WHAT NEEDS TO BE DONE: Identify the lines that contain the string "Clone" and copy all of them.
--- START THE DATA ---
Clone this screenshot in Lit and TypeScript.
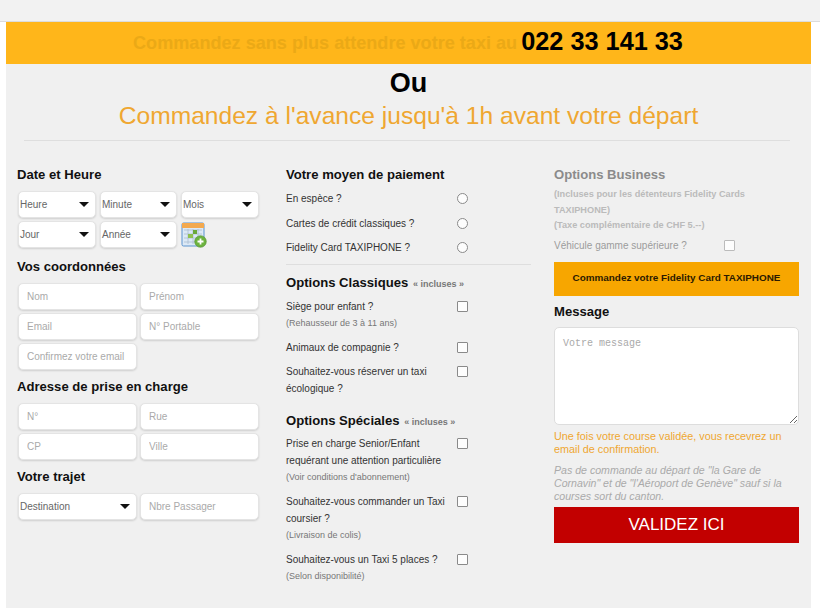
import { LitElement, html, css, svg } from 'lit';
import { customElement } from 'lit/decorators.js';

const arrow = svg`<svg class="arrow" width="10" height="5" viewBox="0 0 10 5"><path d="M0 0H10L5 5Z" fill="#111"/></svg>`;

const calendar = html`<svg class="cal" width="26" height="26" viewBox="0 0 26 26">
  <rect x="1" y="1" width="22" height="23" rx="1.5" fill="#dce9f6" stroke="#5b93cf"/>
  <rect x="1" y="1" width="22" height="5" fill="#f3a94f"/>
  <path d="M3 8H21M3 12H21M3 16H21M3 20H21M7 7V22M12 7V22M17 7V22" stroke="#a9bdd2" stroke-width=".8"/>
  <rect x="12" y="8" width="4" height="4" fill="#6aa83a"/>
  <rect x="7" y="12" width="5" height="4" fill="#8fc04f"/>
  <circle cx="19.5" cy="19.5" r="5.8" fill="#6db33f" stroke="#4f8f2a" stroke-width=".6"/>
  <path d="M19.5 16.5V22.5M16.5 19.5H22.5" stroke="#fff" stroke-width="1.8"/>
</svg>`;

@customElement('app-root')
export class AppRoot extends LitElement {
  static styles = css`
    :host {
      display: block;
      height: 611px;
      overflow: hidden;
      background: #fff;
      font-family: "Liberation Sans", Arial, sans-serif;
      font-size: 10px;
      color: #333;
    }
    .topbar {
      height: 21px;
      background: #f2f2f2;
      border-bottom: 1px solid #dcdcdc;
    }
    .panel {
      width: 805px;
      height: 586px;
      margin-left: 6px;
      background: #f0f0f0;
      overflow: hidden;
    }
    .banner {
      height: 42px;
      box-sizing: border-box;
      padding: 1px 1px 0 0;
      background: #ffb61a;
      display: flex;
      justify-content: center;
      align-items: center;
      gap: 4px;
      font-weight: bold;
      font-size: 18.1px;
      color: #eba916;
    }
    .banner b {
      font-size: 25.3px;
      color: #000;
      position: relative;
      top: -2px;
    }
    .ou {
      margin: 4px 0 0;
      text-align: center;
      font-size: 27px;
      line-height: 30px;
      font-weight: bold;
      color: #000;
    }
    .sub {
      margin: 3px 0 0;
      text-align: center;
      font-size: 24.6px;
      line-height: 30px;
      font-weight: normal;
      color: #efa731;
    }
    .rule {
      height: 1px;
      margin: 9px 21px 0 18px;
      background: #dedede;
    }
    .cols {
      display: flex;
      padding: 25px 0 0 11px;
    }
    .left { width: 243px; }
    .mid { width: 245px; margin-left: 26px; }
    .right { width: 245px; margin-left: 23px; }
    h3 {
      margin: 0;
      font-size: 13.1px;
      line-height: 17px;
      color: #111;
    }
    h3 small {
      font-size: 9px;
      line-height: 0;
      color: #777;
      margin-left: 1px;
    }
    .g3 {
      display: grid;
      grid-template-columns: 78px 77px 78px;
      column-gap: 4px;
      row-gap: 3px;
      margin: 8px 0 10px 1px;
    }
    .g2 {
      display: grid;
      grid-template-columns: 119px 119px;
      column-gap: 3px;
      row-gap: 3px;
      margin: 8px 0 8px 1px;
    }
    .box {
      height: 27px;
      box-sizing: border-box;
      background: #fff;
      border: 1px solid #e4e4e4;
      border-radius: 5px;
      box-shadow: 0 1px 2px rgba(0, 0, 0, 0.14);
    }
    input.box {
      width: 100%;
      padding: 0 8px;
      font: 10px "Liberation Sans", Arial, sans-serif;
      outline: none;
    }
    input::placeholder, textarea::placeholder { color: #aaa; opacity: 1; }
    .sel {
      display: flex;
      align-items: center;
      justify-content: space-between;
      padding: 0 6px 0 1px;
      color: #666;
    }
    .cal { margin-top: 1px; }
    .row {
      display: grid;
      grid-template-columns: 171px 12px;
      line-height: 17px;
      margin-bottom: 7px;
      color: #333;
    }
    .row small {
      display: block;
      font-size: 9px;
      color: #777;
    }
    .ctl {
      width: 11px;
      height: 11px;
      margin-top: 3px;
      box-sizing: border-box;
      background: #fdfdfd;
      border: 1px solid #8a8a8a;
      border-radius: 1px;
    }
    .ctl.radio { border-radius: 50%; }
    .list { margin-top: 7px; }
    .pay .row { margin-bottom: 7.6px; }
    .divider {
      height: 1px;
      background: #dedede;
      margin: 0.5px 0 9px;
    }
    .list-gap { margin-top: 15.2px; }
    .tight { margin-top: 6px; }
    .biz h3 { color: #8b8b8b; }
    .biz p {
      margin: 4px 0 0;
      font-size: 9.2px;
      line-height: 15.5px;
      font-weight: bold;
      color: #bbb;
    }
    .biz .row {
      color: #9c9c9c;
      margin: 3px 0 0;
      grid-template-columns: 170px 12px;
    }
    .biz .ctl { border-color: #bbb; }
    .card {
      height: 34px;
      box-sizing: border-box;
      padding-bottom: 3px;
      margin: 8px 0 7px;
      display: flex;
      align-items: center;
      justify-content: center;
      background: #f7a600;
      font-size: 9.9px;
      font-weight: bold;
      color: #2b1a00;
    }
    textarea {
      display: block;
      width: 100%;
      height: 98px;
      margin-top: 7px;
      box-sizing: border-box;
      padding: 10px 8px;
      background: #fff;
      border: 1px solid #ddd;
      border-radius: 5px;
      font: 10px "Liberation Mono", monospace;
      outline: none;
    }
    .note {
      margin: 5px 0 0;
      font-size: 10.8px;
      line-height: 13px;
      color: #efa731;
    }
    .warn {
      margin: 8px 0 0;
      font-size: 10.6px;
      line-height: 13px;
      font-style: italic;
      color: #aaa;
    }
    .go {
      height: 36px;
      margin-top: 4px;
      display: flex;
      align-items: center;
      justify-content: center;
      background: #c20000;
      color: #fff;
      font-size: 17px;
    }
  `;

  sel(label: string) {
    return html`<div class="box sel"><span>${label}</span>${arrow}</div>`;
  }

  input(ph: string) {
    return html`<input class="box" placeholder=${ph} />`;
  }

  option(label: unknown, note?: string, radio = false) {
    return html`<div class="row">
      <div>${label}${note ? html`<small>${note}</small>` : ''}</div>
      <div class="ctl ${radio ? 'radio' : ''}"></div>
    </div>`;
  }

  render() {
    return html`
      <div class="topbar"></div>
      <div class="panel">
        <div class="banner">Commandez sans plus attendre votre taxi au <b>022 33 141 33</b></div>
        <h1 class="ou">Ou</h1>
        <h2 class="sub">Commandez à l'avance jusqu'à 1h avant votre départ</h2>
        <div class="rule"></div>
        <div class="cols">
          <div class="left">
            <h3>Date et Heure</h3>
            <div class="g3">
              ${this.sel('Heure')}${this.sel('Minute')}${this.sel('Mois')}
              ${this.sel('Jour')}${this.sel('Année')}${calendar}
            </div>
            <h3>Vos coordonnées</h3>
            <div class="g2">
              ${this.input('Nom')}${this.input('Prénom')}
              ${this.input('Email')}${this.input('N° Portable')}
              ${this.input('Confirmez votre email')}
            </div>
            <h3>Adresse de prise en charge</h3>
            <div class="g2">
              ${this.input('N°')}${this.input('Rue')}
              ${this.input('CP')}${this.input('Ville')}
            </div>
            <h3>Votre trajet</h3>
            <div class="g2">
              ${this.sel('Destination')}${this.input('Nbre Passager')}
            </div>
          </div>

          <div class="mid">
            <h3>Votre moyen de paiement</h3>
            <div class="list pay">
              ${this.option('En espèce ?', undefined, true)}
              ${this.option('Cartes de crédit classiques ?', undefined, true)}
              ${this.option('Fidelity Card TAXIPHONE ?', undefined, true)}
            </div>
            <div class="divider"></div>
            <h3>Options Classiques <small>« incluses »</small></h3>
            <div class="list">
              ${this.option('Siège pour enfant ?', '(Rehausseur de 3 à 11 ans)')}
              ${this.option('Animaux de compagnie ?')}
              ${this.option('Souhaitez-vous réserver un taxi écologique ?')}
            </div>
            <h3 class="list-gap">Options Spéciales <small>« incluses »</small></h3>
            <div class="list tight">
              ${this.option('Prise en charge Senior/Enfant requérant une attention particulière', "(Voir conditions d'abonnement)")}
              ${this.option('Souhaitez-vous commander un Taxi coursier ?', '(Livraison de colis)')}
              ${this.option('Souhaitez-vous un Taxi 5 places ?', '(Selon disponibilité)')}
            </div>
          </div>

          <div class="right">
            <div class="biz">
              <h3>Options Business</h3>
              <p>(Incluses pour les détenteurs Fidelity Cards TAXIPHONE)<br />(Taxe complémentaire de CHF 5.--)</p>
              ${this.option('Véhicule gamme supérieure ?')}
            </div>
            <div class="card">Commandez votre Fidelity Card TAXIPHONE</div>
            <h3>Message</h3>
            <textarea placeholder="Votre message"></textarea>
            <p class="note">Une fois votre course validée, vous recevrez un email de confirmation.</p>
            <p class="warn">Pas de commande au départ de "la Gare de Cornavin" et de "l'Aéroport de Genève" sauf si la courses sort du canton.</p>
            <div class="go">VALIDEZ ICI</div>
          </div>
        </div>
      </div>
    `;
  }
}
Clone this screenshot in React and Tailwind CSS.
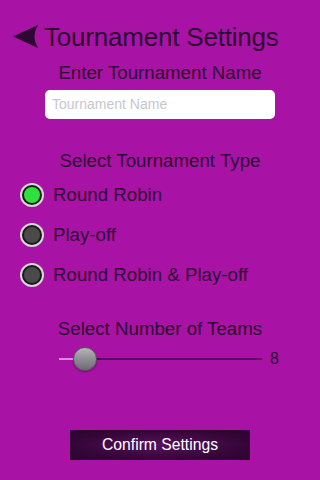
--- END THE DATA ---
FINISHED TASK:
Clone this screenshot in Lit and TypeScript.
Clone this screenshot in React and Tailwind CSS.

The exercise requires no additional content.